Not necessarily. First thing I would do is use a small jumper wire to jump from the battery cable terminal on the starter solenoid to the small activating terminal of the starter solenoid. IF there are two small terminals on the solenoid, one will be a ground, do not jump to that. IF the starter runs now you know battery, cables and solenoid are good and problem is likely in the safety wiring circuit. IF it doesn't, try below.
Use a good set of jumper cables to jump directly from the battery to the starter terminal using only one side of the cables. IF starter runs, you know the problem is in the wiring, probably safety wiring circuit but could be cable, cable connection, switch, solenoid. Starter doesn't run, connect the other side of jumper set from battery to engine block.

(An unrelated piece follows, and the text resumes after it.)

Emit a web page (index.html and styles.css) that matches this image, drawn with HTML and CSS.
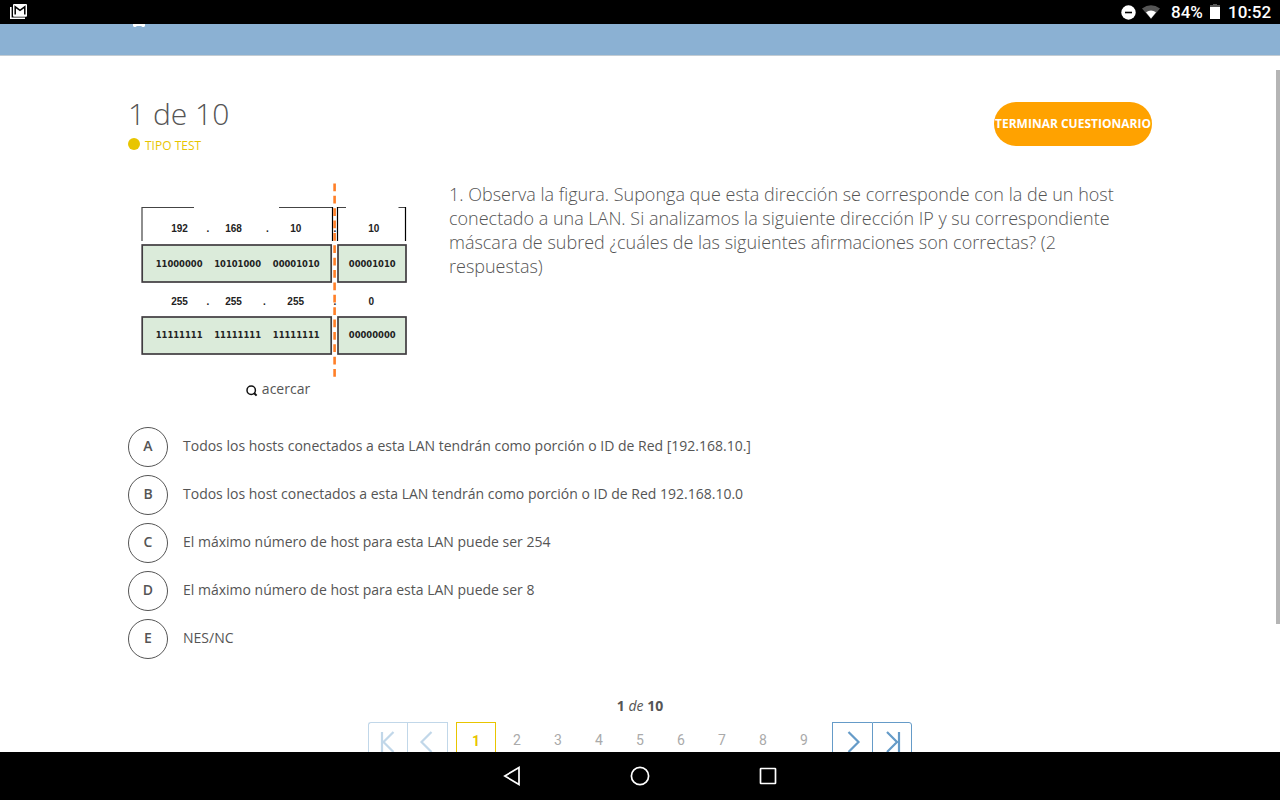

IF starter runs now, you have a bad ground connection, cable.
You are sure your battery is good?
Note: 12 volts at solenoid does not mean you have enough amperage.
Walt Conner
Use a good set of jumper cables to jump directly from the battery to the starter terminal using only one side of the cables. IF starter runs, you know the problem is in the wiring, probably safety wiring circuit but could be cable, cable connection, switch, solenoid. Starter doesn't run, connect the other side of jumper set from battery to engine block. IF starter runs now, you have a bad ground connection, cable.
You are sure your battery is good?
Note: 12 volts at solenoid does not mean you have enough amperage.